### Material

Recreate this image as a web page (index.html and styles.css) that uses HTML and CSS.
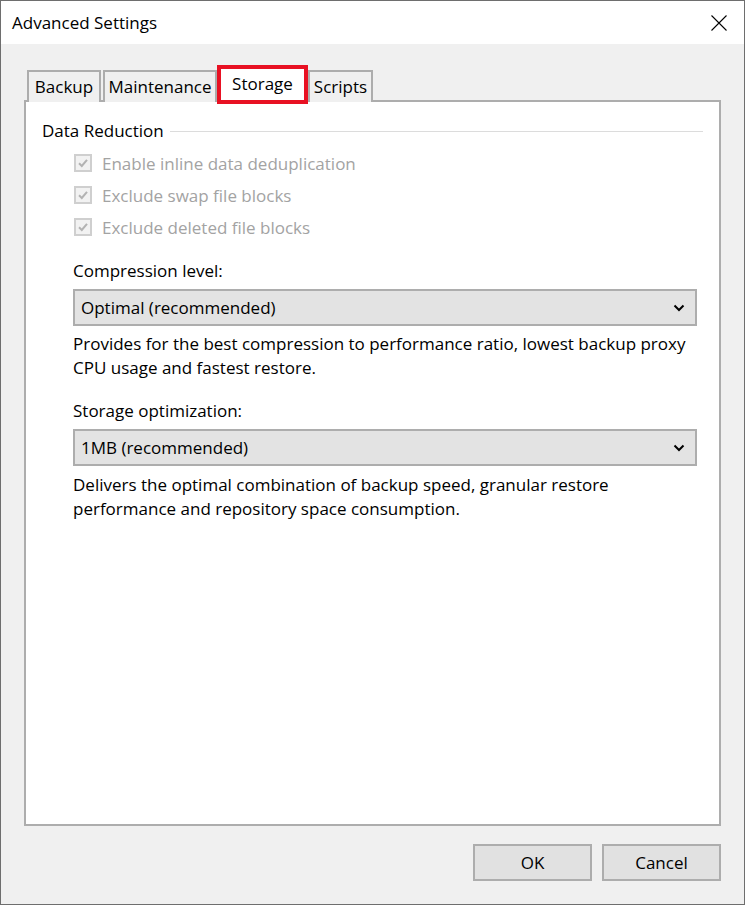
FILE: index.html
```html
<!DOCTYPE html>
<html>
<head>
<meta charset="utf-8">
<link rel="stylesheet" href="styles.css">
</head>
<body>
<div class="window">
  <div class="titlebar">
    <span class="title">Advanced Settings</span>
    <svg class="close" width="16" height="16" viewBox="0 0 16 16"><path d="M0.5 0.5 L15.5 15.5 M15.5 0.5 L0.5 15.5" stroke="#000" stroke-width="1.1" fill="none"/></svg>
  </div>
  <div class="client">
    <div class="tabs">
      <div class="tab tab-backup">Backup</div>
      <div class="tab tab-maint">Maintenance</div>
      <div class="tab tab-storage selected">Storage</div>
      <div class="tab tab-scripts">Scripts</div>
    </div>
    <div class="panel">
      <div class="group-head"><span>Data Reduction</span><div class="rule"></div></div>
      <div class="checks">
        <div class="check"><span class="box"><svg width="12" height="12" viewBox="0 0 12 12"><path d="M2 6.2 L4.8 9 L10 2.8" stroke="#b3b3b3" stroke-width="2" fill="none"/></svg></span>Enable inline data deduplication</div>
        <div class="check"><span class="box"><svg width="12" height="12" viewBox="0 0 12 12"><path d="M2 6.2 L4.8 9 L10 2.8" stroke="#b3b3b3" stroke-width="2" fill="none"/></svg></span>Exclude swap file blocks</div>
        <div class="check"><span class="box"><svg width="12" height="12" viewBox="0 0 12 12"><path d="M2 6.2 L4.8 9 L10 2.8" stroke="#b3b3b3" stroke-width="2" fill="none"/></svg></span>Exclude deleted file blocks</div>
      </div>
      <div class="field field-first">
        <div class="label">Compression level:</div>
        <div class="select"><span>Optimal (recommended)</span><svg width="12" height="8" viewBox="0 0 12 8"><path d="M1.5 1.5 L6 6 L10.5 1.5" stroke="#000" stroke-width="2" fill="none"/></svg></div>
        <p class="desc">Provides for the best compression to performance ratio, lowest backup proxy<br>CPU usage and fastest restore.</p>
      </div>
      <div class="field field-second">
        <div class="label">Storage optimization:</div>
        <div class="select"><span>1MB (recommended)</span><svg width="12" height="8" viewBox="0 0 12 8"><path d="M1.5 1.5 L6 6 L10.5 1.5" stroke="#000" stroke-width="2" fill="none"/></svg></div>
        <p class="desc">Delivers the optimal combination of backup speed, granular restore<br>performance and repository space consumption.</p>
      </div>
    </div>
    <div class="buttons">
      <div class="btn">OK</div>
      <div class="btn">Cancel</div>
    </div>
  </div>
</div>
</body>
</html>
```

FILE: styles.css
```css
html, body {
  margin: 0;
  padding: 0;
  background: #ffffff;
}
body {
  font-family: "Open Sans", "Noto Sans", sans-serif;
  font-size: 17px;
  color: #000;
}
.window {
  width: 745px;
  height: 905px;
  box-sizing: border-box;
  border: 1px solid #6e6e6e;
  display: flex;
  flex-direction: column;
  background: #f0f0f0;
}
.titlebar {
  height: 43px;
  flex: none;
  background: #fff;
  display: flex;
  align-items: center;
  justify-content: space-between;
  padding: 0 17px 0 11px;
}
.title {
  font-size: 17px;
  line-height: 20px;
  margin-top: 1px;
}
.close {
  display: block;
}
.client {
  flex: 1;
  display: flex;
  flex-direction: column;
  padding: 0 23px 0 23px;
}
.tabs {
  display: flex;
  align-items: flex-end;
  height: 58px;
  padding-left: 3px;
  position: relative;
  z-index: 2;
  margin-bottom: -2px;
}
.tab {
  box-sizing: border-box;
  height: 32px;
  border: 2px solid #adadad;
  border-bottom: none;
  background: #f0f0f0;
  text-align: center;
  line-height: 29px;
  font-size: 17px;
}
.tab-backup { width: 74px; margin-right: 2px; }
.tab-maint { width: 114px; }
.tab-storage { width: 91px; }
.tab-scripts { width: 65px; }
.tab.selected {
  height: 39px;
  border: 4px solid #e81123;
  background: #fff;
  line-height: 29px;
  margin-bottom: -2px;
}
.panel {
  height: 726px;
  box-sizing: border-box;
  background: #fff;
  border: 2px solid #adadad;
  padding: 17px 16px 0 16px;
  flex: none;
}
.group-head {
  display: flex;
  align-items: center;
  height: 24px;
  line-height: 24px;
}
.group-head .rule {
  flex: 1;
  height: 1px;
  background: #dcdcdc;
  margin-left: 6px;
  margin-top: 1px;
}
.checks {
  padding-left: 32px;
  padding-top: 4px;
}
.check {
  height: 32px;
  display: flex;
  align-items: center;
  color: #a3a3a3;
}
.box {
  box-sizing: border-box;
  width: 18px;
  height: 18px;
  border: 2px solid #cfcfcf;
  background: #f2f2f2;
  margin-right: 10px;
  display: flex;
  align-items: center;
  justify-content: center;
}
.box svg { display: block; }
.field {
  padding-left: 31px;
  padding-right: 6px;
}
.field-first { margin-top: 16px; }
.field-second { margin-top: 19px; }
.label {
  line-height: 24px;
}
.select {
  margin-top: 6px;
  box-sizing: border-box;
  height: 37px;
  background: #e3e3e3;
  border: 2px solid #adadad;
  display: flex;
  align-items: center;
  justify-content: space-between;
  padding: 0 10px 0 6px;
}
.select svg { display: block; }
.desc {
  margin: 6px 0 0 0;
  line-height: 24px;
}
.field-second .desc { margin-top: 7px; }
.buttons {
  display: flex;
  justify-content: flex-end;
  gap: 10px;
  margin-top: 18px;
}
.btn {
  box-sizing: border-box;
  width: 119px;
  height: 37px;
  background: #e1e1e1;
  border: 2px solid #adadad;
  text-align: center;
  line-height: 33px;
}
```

######

▶ [The exercise]: The data above should be repeated exactly, minus any pictures.

▶ [Result for this exercise]:
Recreate this image as a web page (index.html and styles.css) that uses HTML and CSS.
FILE: index.html
```html
<!DOCTYPE html>
<html>
<head>
<meta charset="utf-8">
<link rel="stylesheet" href="styles.css">
</head>
<body>
<div class="window">
  <div class="titlebar">
    <span class="title">Advanced Settings</span>
    <svg class="close" width="16" height="16" viewBox="0 0 16 16"><path d="M0.5 0.5 L15.5 15.5 M15.5 0.5 L0.5 15.5" stroke="#000" stroke-width="1.1" fill="none"/></svg>
  </div>
  <div class="client">
    <div class="tabs">
      <div class="tab tab-backup">Backup</div>
      <div class="tab tab-maint">Maintenance</div>
      <div class="tab tab-storage selected">Storage</div>
      <div class="tab tab-scripts">Scripts</div>
    </div>
    <div class="panel">
      <div class="group-head"><span>Data Reduction</span><div class="rule"></div></div>
      <div class="checks">
        <div class="check"><span class="box"><svg width="12" height="12" viewBox="0 0 12 12"><path d="M2 6.2 L4.8 9 L10 2.8" stroke="#b3b3b3" stroke-width="2" fill="none"/></svg></span>Enable inline data deduplication</div>
        <div class="check"><span class="box"><svg width="12" height="12" viewBox="0 0 12 12"><path d="M2 6.2 L4.8 9 L10 2.8" stroke="#b3b3b3" stroke-width="2" fill="none"/></svg></span>Exclude swap file blocks</div>
        <div class="check"><span class="box"><svg width="12" height="12" viewBox="0 0 12 12"><path d="M2 6.2 L4.8 9 L10 2.8" stroke="#b3b3b3" stroke-width="2" fill="none"/></svg></span>Exclude deleted file blocks</div>
      </div>
      <div class="field field-first">
        <div class="label">Compression level:</div>
        <div class="select"><span>Optimal (recommended)</span><svg width="12" height="8" viewBox="0 0 12 8"><path d="M1.5 1.5 L6 6 L10.5 1.5" stroke="#000" stroke-width="2" fill="none"/></svg></div>
        <p class="desc">Provides for the best compression to performance ratio, lowest backup proxy<br>CPU usage and fastest restore.</p>
      </div>
      <div class="field field-second">
        <div class="label">Storage optimization:</div>
        <div class="select"><span>1MB (recommended)</span><svg width="12" height="8" viewBox="0 0 12 8"><path d="M1.5 1.5 L6 6 L10.5 1.5" stroke="#000" stroke-width="2" fill="none"/></svg></div>
        <p class="desc">Delivers the optimal combination of backup speed, granular restore<br>performance and repository space consumption.</p>
      </div>
    </div>
    <div class="buttons">
      <div class="btn">OK</div>
      <div class="btn">Cancel</div>
    </div>
  </div>
</div>
</body>
</html>
```

FILE: styles.css
```css
html, body {
  margin: 0;
  padding: 0;
  background: #ffffff;
}
body {
  font-family: "Open Sans", "Noto Sans", sans-serif;
  font-size: 17px;
  color: #000;
}
.window {
  width: 745px;
  height: 905px;
  box-sizing: border-box;
  border: 1px solid #6e6e6e;
  display: flex;
  flex-direction: column;
  background: #f0f0f0;
}
.titlebar {
  height: 43px;
  flex: none;
  background: #fff;
  display: flex;
  align-items: center;
  justify-content: space-between;
  padding: 0 17px 0 11px;
}
.title {
  font-size: 17px;
  line-height: 20px;
  margin-top: 1px;
}
.close {
  display: block;
}
.client {
  flex: 1;
  display: flex;
  flex-direction: column;
  padding: 0 23px 0 23px;
}
.tabs {
  display: flex;
  align-items: flex-end;
  height: 58px;
  padding-left: 3px;
  position: relative;
  z-index: 2;
  margin-bottom: -2px;
}
.tab {
  box-sizing: border-box;
  height: 32px;
  border: 2px solid #adadad;
  border-bottom: none;
  background: #f0f0f0;
  text-align: center;
  line-height: 29px;
  font-size: 17px;
}
.tab-backup { width: 74px; margin-right: 2px; }
.tab-maint { width: 114px; }
.tab-storage { width: 91px; }
.tab-scripts { width: 65px; }
.tab.selected {
  height: 39px;
  border: 4px solid #e81123;
  background: #fff;
  line-height: 29px;
  margin-bottom: -2px;
}
.panel {
  height: 726px;
  box-sizing: border-box;
  background: #fff;
  border: 2px solid #adadad;
  padding: 17px 16px 0 16px;
  flex: none;
}
.group-head {
  display: flex;
  align-items: center;
  height: 24px;
  line-height: 24px;
}
.group-head .rule {
  flex: 1;
  height: 1px;
  background: #dcdcdc;
  margin-left: 6px;
  margin-top: 1px;
}
.checks {
  padding-left: 32px;
  padding-top: 4px;
}
.check {
  height: 32px;
  display: flex;
  align-items: center;
  color: #a3a3a3;
}
.box {
  box-sizing: border-box;
  width: 18px;
  height: 18px;
  border: 2px solid #cfcfcf;
  background: #f2f2f2;
  margin-right: 10px;
  display: flex;
  align-items: center;
  justify-content: center;
}
.box svg { display: block; }
.field {
  padding-left: 31px;
  padding-right: 6px;
}
.field-first { margin-top: 16px; }
.field-second { margin-top: 19px; }
.label {
  line-height: 24px;
}
.select {
  margin-top: 6px;
  box-sizing: border-box;
  height: 37px;
  background: #e3e3e3;
  border: 2px solid #adadad;
  display: flex;
  align-items: center;
  justify-content: space-between;
  padding: 0 10px 0 6px;
}
.select svg { display: block; }
.desc {
  margin: 6px 0 0 0;
  line-height: 24px;
}
.field-second .desc { margin-top: 7px; }
.buttons {
  display: flex;
  justify-content: flex-end;
  gap: 10px;
  margin-top: 18px;
}
.btn {
  box-sizing: border-box;
  width: 119px;
  height: 37px;
  background: #e1e1e1;
  border: 2px solid #adadad;
  text-align: center;
  line-height: 33px;
}
```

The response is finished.